The rain was hammering down as I left home, and I told myself that the women and over 40s session I'd signed up for would surely be cancelled - and I would be sent home safe and sound. But no such luck. I was met by instructor John, a friendly chap who'd recently taken early retirement from his day job as a PE teacher. He began to put me at ease with tales of how Ned Boulting had recently taken up track sessions at Herne Hill and what a nice and very entertaining guy he was.
He was undaunted by my reticence and had me biked up and strapped into the pedals before I could stop him. He showed me how to pull away while I pushed myself off the barrier - so far so good - all I had to do was follow him. But what about the breaking? After all that's what I'd been so worried about. No problem, just slow the legs down about 100 metres from the barrier and grab hold of the railing to stop. John demonstrated the resistance I'd feel if I pedalled backwards and I recognised the sensation from the bikes we'd hired in Copenhagen; I could do this!
The first bit was easy - basically just cycling in a 450m circuit in the safety zone all nice and flat. Next we moved onto the white line which is the shortest distance around the track and only felt a little bit weird. The red 'sprinter' line was next, at just under a metre further up and I started to worry that my bike was going to slip down especially as it was pretty wet. Then up to blue, half the way up bank and I felt way out of my comfort zone. I found myself wanting to power up the steep sides knowing that the faster I went the less likely I would be to fall, but I had to follow John, and of course I couldn't brake!
But the 'top of the rollercoaster' sensation didn't last long as the bend was over quickly and there was some recovery time on the flat before the next turn. Gradually I got used to not sliding off the bank - that was until it was time to push on up and do a lap at the very top. I was gasping with fear and deliberately not looking down but amazingly my bike held firm on the all weather surface. It was completely counterintuitive, but the more times we practised it the safer I felt.
Then it was time to stop. We rolled down to the white line far more slowly than I would've liked and I had to resist the forward movement of the pedals more strongly than I expected, forcing myself to slow down gradually. Once I managed the backward braking thing I felt much more confident that it would be extremely hard to just stop pedalling and go over the handlebars, as the momentum of the wheels spinning pushes the pedals forward whether you like it or not. John sent me off the practise stopping and starting by myself on the inner 250m circuit for a while. I was happy to catch my breath and reflect on my achievements!
John called me back from my solo circuits and shouted for me to join him but this time he expected me to take the lead. He explained how we should take turns and then pull away up to the blue line which would be my cue to accelerate in front and take the lead. Every half circuit we swapped, and I began to enjoy the feeling of pushing up the slope and dropping down again. It felt good; I was using my legs and getting some speed up.

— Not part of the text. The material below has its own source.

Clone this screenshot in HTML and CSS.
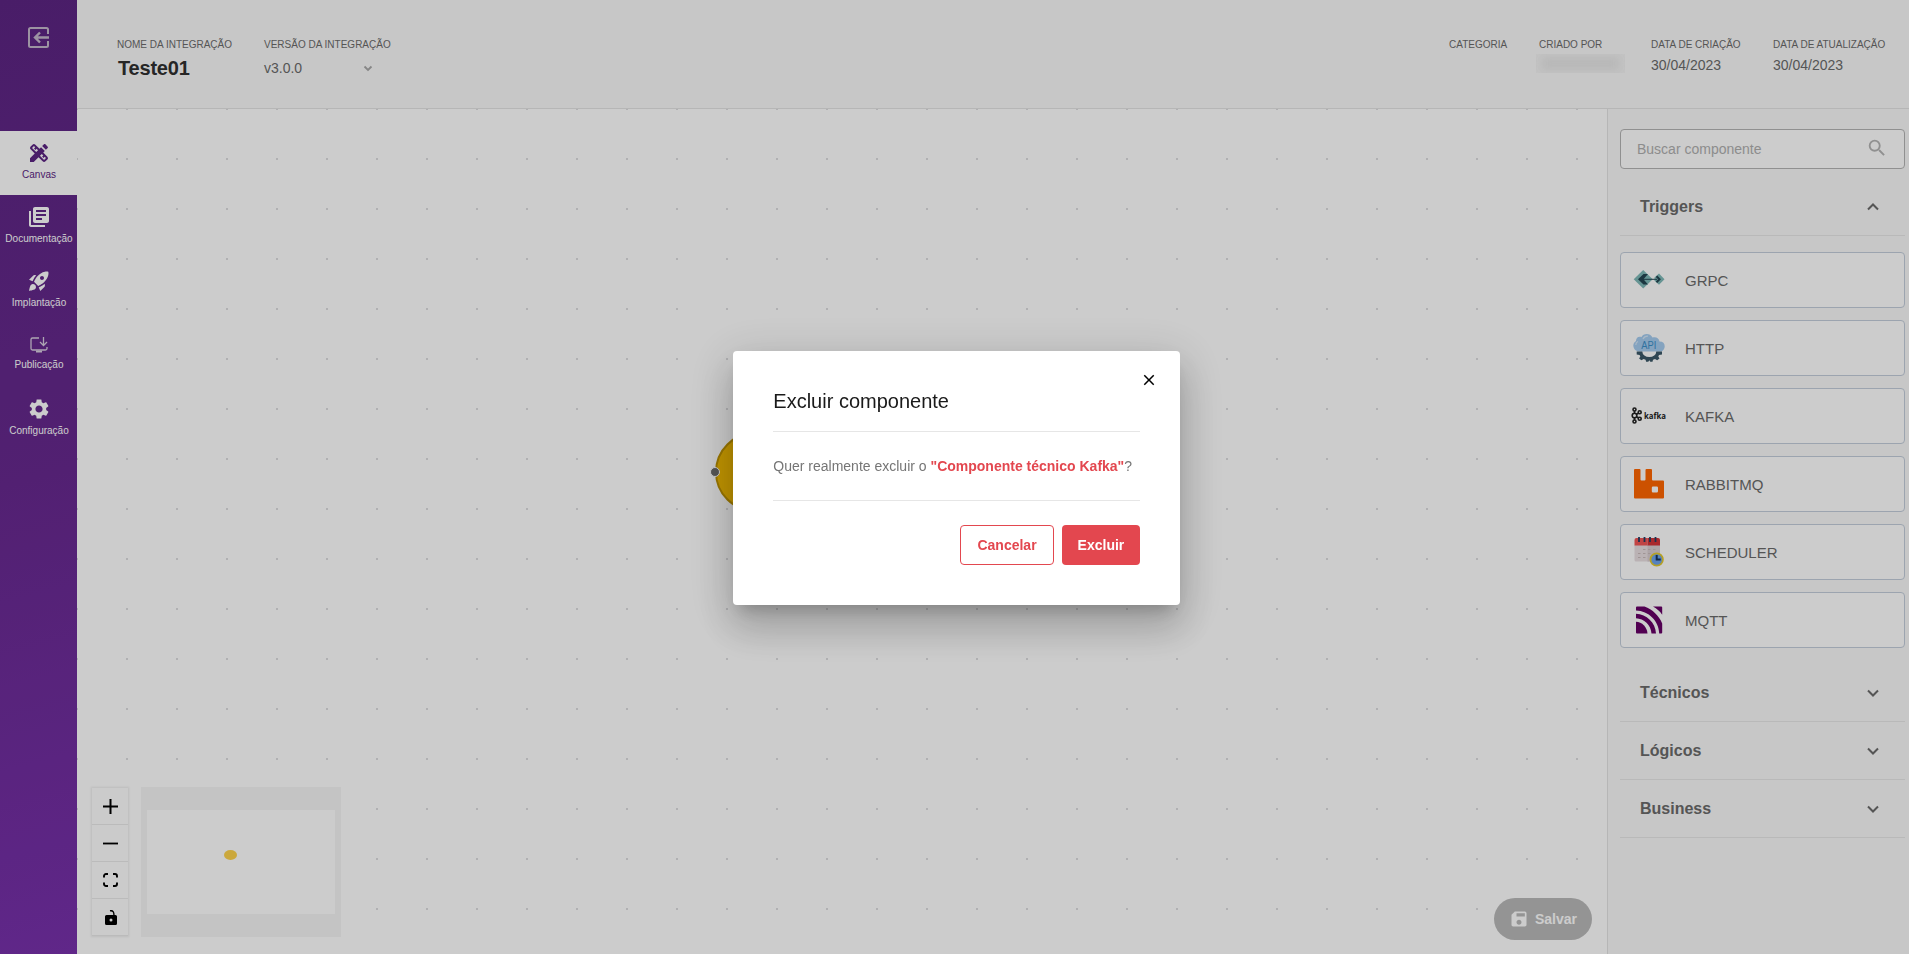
FILE: index.html
```html
<!DOCTYPE html>
<html lang="pt-BR">
<head>
  <meta charset="UTF-8">
  <meta name="viewport" content="width=device-width, initial-scale=1.0">
  <title>Teste01</title>
  <link rel="stylesheet" href="styles.css">
</head>
<body>
  <div class="app">
    <nav class="sidebar">
      <div class="exit">
        <svg width="22" height="22" viewBox="0 0 22 22" fill="none" stroke="currentColor" stroke-width="2">
          <path d="M20 7V2.500a1.500 1.500 0 0 0-1.500-1.500H2.500A1.500 1.500 0 0 0 1 2.500v16A1.500 1.500 0 0 0 2.500 20h16a1.500 1.500 0 0 0 1.500-1.500V14"/>
          <path d="M21 10.500H7.500M12 5.500l-5 5 5 5" stroke-width="2.400"/>
        </svg>
      </div>
      <a class="item active">
        <svg width="24" height="24" viewBox="0 0 24 24"><path d="M16.24 11.51l1.57-1.57-3.75-3.75-1.57 1.57-4.14-4.13c-.78-.78-2.05-.78-2.83 0l-1.9 1.9c-.78.78-.78 2.050 0 2.830l4.130 4.130L3 17.250V21h3.750l4.760-4.760 4.130 4.130c.95.95 2.230.6 2.830 0l1.900-1.900c.78-.78.78-2.050 0-2.830l-4.130-4.130zm-7.060-.44L5.040 6.940l1.890-1.900L8.200 6.310 7.020 7.500l1.410 1.410 1.190-1.190 1.450 1.450-1.890 1.900zm7.880 7.890l-4.130-4.130 1.900-1.900 1.450 1.450-1.190 1.190 1.410 1.410 1.190-1.190 1.270 1.270-1.900 1.900zM20.710 7.040c.39-.39.39-1.020 0-1.410l-2.340-2.340c-.47-.47-1.120-.29-1.410 0l-1.830 1.830 3.750 3.750 1.830-1.830z"/></svg>
        <span>Canvas</span>
      </a>
      <a class="item">
        <svg width="24" height="24" viewBox="0 0 24 24"><path d="M4 6H2v14c0 1.100.9 2 2 2h14v-2H4V6zm16-4H8c-1.100 0-2 .9-2 2v12c0 1.100.9 2 2 2h12c1.100 0 2-.9 2-2V4c0-1.100-.9-2-2-2zm-1 9H9V9h10v2zm-4 4H9v-2h6v2zm4-8H9V5h10v2z"/></svg>
        <span>Documentação</span>
      </a>
      <a class="item">
        <svg width="24" height="24" viewBox="0 0 24 24"><path d="M9.190 6.350c-2.040 2.290-3.440 5.580-3.570 5.890L2 10.690l4.050-4.050c.47-.47 1.150-.68 1.810-.55l1.330.26zM11.170 17s3.740-1.550 5.890-3.700c5.400-5.400 4.500-9.620 4.210-10.570-.95-.3-5.170-1.190-10.570 4.210C8.550 9.090 7 12.830 7 12.830L11.170 17zm6.480-2.190c-2.290 2.040-5.580 3.440-5.890 3.570L13.310 22l4.050-4.050c.47-.47.68-1.150.55-1.810l-.26-1.330zM9 18c0 .83-.34 1.580-.88 2.120C6.940 21.300 2 22 2 22s.7-4.940 1.880-6.120A3 3 0 0 1 9 18zm4-9c0-1.100.9-2 2-2s2 .9 2 2-.9 2-2 2-2-.9-2-2z"/></svg>
        <span>Implantação</span>
      </a>
      <a class="item">
        <svg class="publish" width="20" height="20" viewBox="0 0 20 20"><path d="M10 3H3.500A1.500 1.500 0 0 0 2 4.500v9A1.500 1.500 0 0 0 3.500 15h13a1.500 1.500 0 0 0 1.500-1.500V12M14.500 2v8M11 7l3.500 3.500L18 7"/><path d="M7 16.500h6" stroke-width="2"/></svg>
        <span>Publicação</span>
      </a>
      <a class="item">
        <svg width="24" height="24" viewBox="0 0 24 24"><path d="M19.140 12.940c.04-.3.060-.61.060-.94 0-.32-.02-.64-.07-.94l2.030-1.580c.18-.14.23-.41.12-.61l-1.920-3.320c-.12-.22-.37-.29-.59-.22l-2.390.96c-.5-.38-1.030-.7-1.620-.94l-.36-2.540c-.04-.24-.24-.41-.48-.41h-3.840c-.24 0-.43.17-.47.41l-.36 2.540c-.59.24-1.130.57-1.620.94l-2.390-.96c-.22-.08-.47 0-.59.22L2.740 8.870c-.12.21-.08.47.12.61l2.030 1.580c-.05.3-.09.63-.09.94s.02.64.07.94l-2.030 1.580c-.18.14-.23.41-.12.61l1.920 3.320c.12.22.37.29.59.22l2.390-.96c.5.38 1.030.7 1.620.94l.36 2.540c.05.24.24.41.48.41h3.840c.24 0 .44-.17.47-.41l.36-2.540c.59-.24 1.130-.56 1.620-.94l2.390.96c.22.08.47 0 .59-.22l1.920-3.320c.12-.22.07-.47-.12-.61l-2.010-1.580zM12 15.600c-1.980 0-3.600-1.620-3.600-3.600s1.620-3.600 3.600-3.600 3.600 1.620 3.600 3.600-1.620 3.600-3.600 3.600z"/></svg>
        <span>Configuração</span>
      </a>
    </nav>

    <div class="main">
      <header class="header">
        <div class="field name">
          <label>NOME DA INTEGRAÇÃO</label>
          <strong>Teste01</strong>
        </div>
        <div class="field version">
          <label>VERSÃO DA INTEGRAÇÃO</label>
          <div class="version-select">
            <span>v3.0.0</span>
            <svg width="10" height="7" viewBox="0 0 10 7"><path d="M1.500 1.500 5 5l3.500-3.500"/></svg>
          </div>
        </div>
        <div class="field category">
          <label>CATEGORIA</label>
        </div>
        <div class="field author">
          <label>CRIADO POR</label>
          <div class="author-hidden"><i></i></div>
        </div>
        <div class="field created">
          <label>DATA DE CRIAÇÃO</label>
          <span>30/04/2023</span>
        </div>
        <div class="field updated">
          <label>DATA DE ATUALIZAÇÃO</label>
          <span>30/04/2023</span>
        </div>
      </header>

      <div class="content">
        <div class="canvas">
          <svg class="dots" width="100%" height="100%">
            <pattern id="grid" x="-1" y="-1" width="50" height="50" patternUnits="userSpaceOnUse">
              <circle cx="1" cy="1" r="1" fill="#d0d0d4"/>
            </pattern>
            <rect width="100%" height="100%" fill="url(#grid)"/>
          </svg>

          <div class="node"><span class="handle"></span></div>

          <div class="controls">
            <button><svg width="15" height="15" viewBox="0 0 15 15"><path d="M0 7.500h15M7.500 0v15" stroke="#000" stroke-width="2"/></svg></button>
            <button><svg width="15" height="15" viewBox="0 0 15 15"><path d="M0 7.500h15" stroke="#000" stroke-width="1.800"/></svg></button>
            <button><svg width="15" height="14" viewBox="0 0 15 14"><path d="M1 4.500V3a2 2 0 0 1 2-2h2M10 1h2a2 2 0 0 1 2 2v1.500M14 9.500V11a2 2 0 0 1-2 2h-2M5 13H3a2 2 0 0 1-2-2V9.500" fill="none" stroke="#000" stroke-width="1.900"/></svg></button>
            <button><svg width="12" height="15" viewBox="0 0 12 15"><path d="M5 .8C8 .2 9 2 9 5.500" fill="none" stroke="#000" stroke-width="1.400"/><path fill-rule="evenodd" d="M1.500 5h9A1.500 1.500 0 0 1 12 6.500v7a1.500 1.500 0 0 1-1.500 1.500h-9A1.500 1.500 0 0 1 0 13.500v-7A1.500 1.500 0 0 1 1.500 5zM6 8.500a1.500 1.500 0 1 0 0 3 1.500 1.500 0 0 0 0-3z"/></svg></button>
          </div>

          <div class="minimap">
            <div class="minimap-view"><span></span></div>
          </div>

          <button class="save">
            <svg width="20" height="20" viewBox="0 0 24 24"><path d="M17 3H5a2 2 0 0 0-2 2v14c0 1.100.9 2 2 2h14c1.100 0 2-.9 2-2V7l-4-4zm-5 16c-1.660 0-3-1.340-3-3s1.340-3 3-3 3 1.340 3 3-1.340 3-3 3zm3-10H5V5h10v4z"/></svg>
            Salvar
          </button>
        </div>

        <aside class="panel">
          <div class="search">
            <span>Buscar componente</span>
            <svg width="22" height="22" viewBox="0 0 24 24"><path d="M15.500 14h-.79l-.28-.27A6.470 6.470 0 0 0 16 9.500 6.500 6.500 0 1 0 9.500 16c1.610 0 3.090-.59 4.230-1.570l.27.28v.79l5 4.990L20.490 19l-4.990-5zm-6 0C7.010 14 5 11.990 5 9.500S7.010 5 9.500 5 14 7.010 14 9.500 11.990 14 9.500 14z"/></svg>
          </div>

          <div class="group">
            <span>Triggers</span>
            <svg width="14" height="10" viewBox="0 0 14 10"><path d="M2 7.500 7 2.500l5 5"/></svg>
          </div>

          <div class="cards">
            <div class="card">
              <svg width="36" height="36" viewBox="0 0 36 36">
                <path d="M2.700 17.300 12.200 8l9.500 9.300-9.500 9.300z" fill="#7fb9b8"/>
                <path d="M23.500 15.500 28 11.500l5.500 5.800-5.500 5.500-4.500-4z" fill="#7fb9b8"/>
                <path d="M17 12h-4.500l-5.500 5.300 5.500 5.300H17l-4.500-5.300z" fill="#244552"/>
                <path d="M11 17.300h15" stroke="#244552" stroke-width="1"/>
                <path d="M25.500 14.300l3 3-3 3" fill="none" stroke="#244552" stroke-width="2"/>
              </svg>
              <span>GRPC</span>
            </div>
            <div class="card">
              <svg width="36" height="36" viewBox="0 0 36 36">
                <path d="M8 21.500a5.700 5.700 0 0 1-3-10.500C5 7 8 6 10.500 7 12 3.500 19 2.500 21.500 7.500c4-1 6.500 1 7 4 3.500 0 5.200 2 5.200 4.700 0 3-2 5.300-5 5.300z" fill="#a6ccef"/>
                <path d="M4.800 15c0-2 1-3 2.200-3.500M12 9c1-2 3-3 5-2.800" fill="none" stroke="#d5e7f8" stroke-width="1.200"/>
                <path d="M5.700 21.500h5.600a7 5.500 0 0 0 14 0H31v3l-3 .5-.7 1.500 1.200 2-2.300 1.800-2.200-1.300-2 .7-.5 2h-2.200l-1-1.500-1 1.500h-2.200l-.5-2-2-.7-2.200 1.300-2.300-1.800 1.200-2-.7-1.500-2.900-.5z" fill="#3b5868"/>
                <text x="10.300" y="19" class="api-text" textLength="15" lengthAdjust="spacingAndGlyphs">API</text>
              </svg>
              <span>HTTP</span>
            </div>
            <div class="card">
              <svg width="36" height="36" viewBox="0 0 36 36">
                <g fill="none" stroke="#222" stroke-width="1.600">
                  <circle cx="3.500" cy="17.500" r="2.300"/>
                  <circle cx="3.500" cy="11.500" r="1.500"/>
                  <circle cx="3.500" cy="23.500" r="1.500"/>
                  <circle cx="8.700" cy="14.300" r="1.500"/>
                  <circle cx="8.700" cy="20.700" r="1.500"/>
                  <path d="M3.500 13v2.200M3.500 19.800V22M5.500 16.300l1.800-1.100M5.500 18.700l1.800 1.100"/>
                </g>
                <text x="13" y="21" class="kafka-text" textLength="22" lengthAdjust="spacingAndGlyphs">kafka</text>
              </svg>
              <span>KAFKA</span>
            </div>
            <div class="card">
              <svg width="36" height="36" viewBox="0 0 36 36">
                <path fill-rule="evenodd" d="M4 3h4.500a1 1 0 0 1 1 1v9.500a1 1 0 0 0 1 1h3a1 1 0 0 0 1-1V4a1 1 0 0 1 1-1H20a1 1 0 0 1 1 1v9.500a1 1 0 0 0 1 1h10a1 1 0 0 1 1 1v16a1 1 0 0 1-1 1H4a1 1 0 0 1-1-1V4a1 1 0 0 1 1-1zM22 20.500a1.200 1.200 0 0 0-1.200 1.200v3.600a1.200 1.200 0 0 0 1.200 1.200h3.800a1.200 1.200 0 0 0 1.200-1.200v-3.600a1.200 1.200 0 0 0-1.200-1.200z" fill="#ff6600"/>
              </svg>
              <span>RABBITMQ</span>
            </div>
            <div class="card">
              <svg width="36" height="36" viewBox="0 0 36 36">
                <path d="M3.500 11h25.500v16.500H5a1.500 1.500 0 0 1-1.500-1.500z" fill="#e9dfe2"/>
                <path d="M16.500 11H29v16.500H16.500z" fill="#d9cdd1"/>
                <path d="M3.500 11.500V6a2 2 0 0 1 2-2h11v7.500z" fill="#f25555"/>
                <path d="M16.500 4H27a2 2 0 0 1 2 2v5.500H16.500z" fill="#d43338"/>
                <path d="M8 3v5M13.500 3v5M19 3v5M24.500 3v5" stroke="#243e64" stroke-width="1.800"/>
                <path d="M12 15.500h2.500M17 15.500h2.500M22 15.500h2.500M7 19.500h2.500M12 19.500h2.500M17 19.500h2.500M7 23.500h2.500M12 23.500h2.500" stroke="#c9bbbb" stroke-width="1.200"/>
                <circle cx="25.700" cy="25.500" r="6.200" fill="#6ba3ee" stroke="#e3c92f" stroke-width="1.800"/>
                <path d="M25.700 21v4.500h4" fill="none" stroke="#17345c" stroke-width="2"/>
              </svg>
              <span>SCHEDULER</span>
            </div>
            <div class="card">
              <svg width="36" height="36" viewBox="0 0 36 36">
                <g fill="#660066">
                  <path d="M5 19.800C11 20 16 25 16.500 31.500H6a1 1 0 0 1-1-1z"/>
                  <path d="M5 11.700v4.500C13 16.500 20 23 20.500 31.500H25C24.500 20.500 15.500 12 5 11.700z"/>
                  <path d="M5 5.500v3C17.500 8.800 28 19 28.200 31.500h2a1 1 0 0 0 1-1v-9C28 13.500 21.500 7.500 13.500 4.500H6a1 1 0 0 0-1 1z"/>
                  <path d="M22 4.500c4 2 7 5 9.200 8.200V5.500a1 1 0 0 0-1-1z"/>
                </g>
              </svg>
              <span>MQTT</span>
            </div>
          </div>

          <div class="group">
            <span>Técnicos</span>
            <svg width="14" height="10" viewBox="0 0 14 10"><path d="M2 2.500l5 5 5-5"/></svg>
          </div>
          <div class="group">
            <span>Lógicos</span>
            <svg width="14" height="10" viewBox="0 0 14 10"><path d="M2 2.500l5 5 5-5"/></svg>
          </div>
          <div class="group">
            <span>Business</span>
            <svg width="14" height="10" viewBox="0 0 14 10"><path d="M2 2.500l5 5 5-5"/></svg>
          </div>
        </aside>
      </div>
    </div>
  </div>

  <div class="backdrop">
    <div class="modal">
      <svg class="close" width="18" height="18" viewBox="0 0 24 24"><path d="M19 6.410 17.590 5 12 10.590 6.410 5 5 6.410 10.590 12 5 17.590 6.410 19 12 13.410 17.590 19 19 17.590 13.410 12z"/></svg>
      <h2>Excluir componente</h2>
      <p>Quer realmente excluir o <b>"Componente técnico Kafka"</b>?</p>
      <div class="actions">
        <button class="cancel">Cancelar</button>
        <button class="delete">Excluir</button>
      </div>
    </div>
  </div>
</body>
</html>
```
FILE: styles.css
```css
* {
    box-sizing: border-box;
}
body {
    margin: 0;
    font-family: "Liberation Sans", Arial, sans-serif;
    font-size: 14px;
    color: #6b6b6b;
    overflow: hidden;
}
button {
    font-family: inherit;
    cursor: pointer;
}
.app {
    display: flex;
    height: 100vh;
}

/* sidebar */
.sidebar {
    width: 77px;
    flex-shrink: 0;
    background: linear-gradient(165deg, #5c2583 0%, #67298f 50%, #7831ac 100%);
    color: #fff;
}
.exit {
    height: 131px;
    padding: 27px 0 0 28px;
    color: #c4b8cb;
}
.exit svg {
    display: block;
}
.item {
    height: 64px;
    display: flex;
    flex-direction: column;
    align-items: center;
    justify-content: center;
    font-size: 10px;
    line-height: 20px;
    padding-left: 1px;
}
.item svg {
    fill: currentColor;
}
.item .publish {
    fill: none;
    stroke: #d9cfe0;
    stroke-width: 1.3;
}
.item.active {
    background: #fff;
    color: #5c2583;
}

/* header */
.main {
    flex: 1;
    display: flex;
    flex-direction: column;
    min-width: 0;
}
.header {
    height: 109px;
    flex-shrink: 0;
    display: flex;
    padding: 37px 0 0 40px;
    background: #f9f9f9;
    border-bottom: 1px solid #e4e4e4;
}
.field {
    display: flex;
    flex-direction: column;
    flex-shrink: 0;
}
.field label {
    font-size: 10px;
    line-height: 16px;
    white-space: nowrap;
}
.field span {
    line-height: 16px;
    margin-top: 4px;
}
.field strong {
    font-size: 20px;
    line-height: 24px;
    margin: 3px 0 0 1px;
    letter-spacing: -0.2px;
    color: #303030;
}
.name {
    width: 147px;
}
.version-select {
    display: flex;
    align-items: center;
    justify-content: space-between;
    width: 109px;
    margin-top: 3px;
}
.version-select svg,
.group svg {
    fill: none;
    stroke: #a8a8a8;
    stroke-width: 1.8;
}
.version-select svg {
    margin-top: 5px;
}
.category {
    width: 90px;
    margin-left: auto;
}
.author {
    width: 112px;
}
.author-hidden {
    width: 89px;
    height: 19px;
    margin: 1px 0 0 -3px;
    background: #f4f4f4;
    overflow: hidden;
}
.author-hidden i {
    display: block;
    width: 77px;
    height: 13px;
    margin: 3px 6px;
    background: #e6e6e6;
    filter: blur(4px);
}
.created {
    width: 122px;
}
.updated {
    width: 136px;
}

/* canvas */
.content {
    flex: 1;
    display: flex;
    min-height: 0;
}
.canvas {
    flex: 1;
    position: relative;
    background: #fff;
}
.dots {
    display: block;
}
.node {
    position: absolute;
    left: 638px;
    top: 323px;
    width: 80px;
    height: 80px;
    border-radius: 50%;
    background: #f2ba00;
    border: 2px solid #bf9300;
}
.handle {
    position: absolute;
    left: -7px;
    top: 33px;
    width: 10px;
    height: 10px;
    border-radius: 50%;
    background: #6b6b6b;
    border: 1px solid #fff;
}
.controls {
    position: absolute;
    left: 15px;
    bottom: 18px;
    box-shadow: 0 0 2px 1px rgba(0, 0, 0, 0.08);
}
.controls button {
    display: flex;
    align-items: center;
    justify-content: center;
    width: 36px;
    height: 37px;
    padding: 0 0 0 1px;
    background: #fefefe;
    border: none;
    border-bottom: 1px solid #eaeaea;
}
.minimap {
    position: absolute;
    left: 64px;
    bottom: 17px;
    width: 200px;
    height: 150px;
    padding: 23px 6px;
    background: #f5f5f5;
}
.minimap-view {
    height: 104px;
    background: #fff;
    padding: 40px 0 0 76.500px;
}
.minimap-view span {
    display: block;
    width: 13px;
    height: 10px;
    border-radius: 50%;
    background: #fed34c;
}
.save {
    position: absolute;
    right: 15px;
    bottom: 14px;
    width: 98px;
    height: 42px;
    display: flex;
    align-items: center;
    gap: 6px;
    padding: 0 0 0 15px;
    border: none;
    border-radius: 21px;
    background: #bababa;
    color: #fff;
    font-size: 14px;
    font-weight: bold;
}
.save svg {
    fill: #fff;
    transform: scaleX(-1);
}

/* components panel */
.panel {
    width: 302px;
    flex-shrink: 0;
    padding: 20px 4px 0 12px;
    background: #f9f9f9;
    border-left: 1px solid #e4e4e4;
}
.search {
    height: 40px;
    margin-bottom: 9px;
    padding: 0 16px;
    display: flex;
    align-items: center;
    justify-content: space-between;
    background: #fff;
    border: 1px solid #b5b5b5;
    border-radius: 4px;
    color: #b0b0b0;
}
.search svg {
    fill: #b5b5b5;
    margin-top: -3px;
}
.group {
    height: 58px;
    display: flex;
    align-items: center;
    justify-content: space-between;
    padding: 0 25px 0 20px;
    border-bottom: 1px solid #e8e8e8;
    font-size: 16px;
    font-weight: bold;
}
.group svg {
    stroke: #6b6b6b;
    stroke-width: 2;
}
.cards {
    display: flex;
    flex-direction: column;
    gap: 12px;
    padding: 16px 0;
}
.card {
    height: 56px;
    display: flex;
    align-items: center;
    gap: 18px;
    padding-left: 10px;
    background: #fff;
    border: 1px solid #c3cedb;
    border-radius: 4px;
    font-size: 15px;
}
.card svg {
    overflow: visible;
}
.api-text {
    font: 10px "Liberation Sans", sans-serif;
    fill: #3a8fc8;
}
.kafka-text {
    font: bold 9.5px "Open Sans", sans-serif;
    fill: #222;
}

/* delete dialog */
.backdrop {
    position: fixed;
    inset: 0;
    display: flex;
    align-items: center;
    justify-content: center;
    padding: 2px 0 0 5px;
    background: rgba(0, 0, 0, 0.2);
}
.modal {
    position: relative;
    left: -0.2px;
    width: 447px;
    height: 254px;
    padding: 40px;
    background: #fff;
    border-radius: 4px;
    box-shadow: 0 11px 15px -7px rgba(0, 0, 0, 0.2), 0 24px 38px 3px rgba(0, 0, 0, 0.14), 0 9px 46px 8px rgba(0, 0, 0, 0.12);
}
.close {
    position: absolute;
    top: 20px;
    right: 22px;
}
.modal h2 {
    height: 41px;
    margin: 0;
    font-size: 20px;
    font-weight: normal;
    line-height: 20px;
    color: #1a1a1a;
    border-bottom: 1px solid #e6e6e6;
}
.modal p {
    height: 69px;
    margin: 0;
    line-height: 68px;
    color: #757575;
    white-space: nowrap;
    border-bottom: 1px solid #e6e6e6;
}
.modal b {
    color: #e3474f;
}
.actions {
    display: flex;
    justify-content: flex-end;
    gap: 8px;
    margin-top: 24px;
}
.actions button {
    height: 40px;
    padding: 0 16px;
    font-size: 14px;
    font-weight: bold;
    border-radius: 4px;
}
.cancel {
    background: #fff;
    color: #e3474f;
    border: 1px solid #e3474f;
}
.delete {
    background: #e3474f;
    color: #fff;
    border: none;
}
```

Eventually I was allowed to join the other riders in their group - I felt very honoured and thought I must be doing pretty well. One of them even spoke to me as we lapped the track. We ended with a race game of 'hound and hare' I was a hare - I could've gone much faster to be honest but I had to remember it was just my first time. I started to understand the thrill of racing - the chase and pursuit. It felt so effortless, flying round the track and my legs felt great. I came third in the race (John gracefully let me pass him!) and as I flew past the finish line he shouted, "don't stop pedalling!" No chance John. I felt like a pro now.
As we did a couple of laps of honour, the sun came out and a huge rainbow spread across the sky - arching from one side of the Velodrome to the other. "Wow," I thought, "it's a sign! The rainbow jersey lies ahead!" I couldn't have felt more optimistic about my track prospects. "So how did I do John?" "Well, there's a 78 year-old Iron Woman who rides here could beat you...but you can come back next week if you like." Yes! Yes! I passed my induction and I'll definitely be back for more. Track riding is great fun.
Herne Hill is great for beginners like me thanks to its longer than usual 450m track which means the banking is gentler than at Lea Valley, Manchester or Newport, for instance. An induction session costs £5 on weekdays and £10 at the weekend, making it pretty good value for money too.